Weil die bis dahin gebräuchliche Kurrentschrift mit der Feder recht schwer zu schreiben war und weil verschiedene Formen üblich waren, entwickelte der Berliner Grafiker Ludwig Sütterlin (1865-1917) im Auftrag des Schulministeriums 1911 eine einfachere Variante: die später so genannte Sütterlinschrift. Sie wurde ab 1915 an preußischen und von 1935 bis 1941 an allen deutschen Schulen unterrichtet. Mit der Begründung, Juden hätten die als gotisch bezeichneten Kurrentschriften verbreitet, wurde auch Sütterlin verboten. An Schulen durfte nur noch die lateinische Schrift unterrichtet werden. Letztlich war die Umstellung von „gebrochenen” Lettern auf „runde” auch eine Anpassung an das international gebräuchliche System. Nach dem Zweiten Weltkrieg lehrten nur noch vereinzelte Schulen in einigen Bundesländern Sütterlin wieder als zweite Schrift.

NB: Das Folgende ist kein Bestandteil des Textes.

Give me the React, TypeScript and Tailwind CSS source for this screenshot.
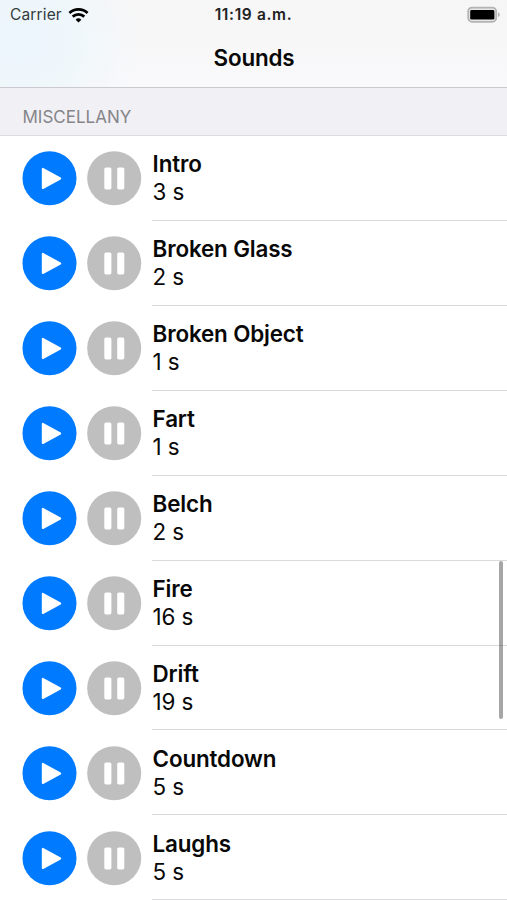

Robert-Günter Schmid (77) hat Sütterlin „ein oder zwei Jahre” in der Schule gelernt. „Dann kam die lateinische Schrift und das, was man eine Sauklaue nennt”, räumt der Bochumer lachend ein. „Wer Sütterlin schreibt”, so seine Erfahrung, „kann nämlich nicht schmieren.” Lange schrieb er ein Gemisch, das – in Verbindung mit der „entgleisten” Handschrift – selbst so wichtige Schriftstücke wie die Liebesbriefe an seine zukünftige Frau schier unleserlich machte. Da musste die Schwiegermutter in spe sogar beim Vorlesen helfen, erinnert sich Ehefrau Renate schmunzelnd, die damals kein Sütterlin beherrschte und den Rest schlicht nicht entziffern konnte.

Johannes van Büren

Bis ins fünfte Schuljahr hinein hat Johannes van Brünen Sütterlin geschrieben und gelesen. Die Umstellung „zum Lateinischen” fiel ihm ungeheuer schwer. „Wo es nicht so klappte, wie sich der Lehrer das vorstellte, gab es Strafarbeiten, zu verfassen in Latein. Daran haben wir Stunden gesessen”, erinnert sich der Duisburger noch heute. Und an seine erste Feder, mit der er das Schreiben geübt hat: „Eine Sütterlin F 4.”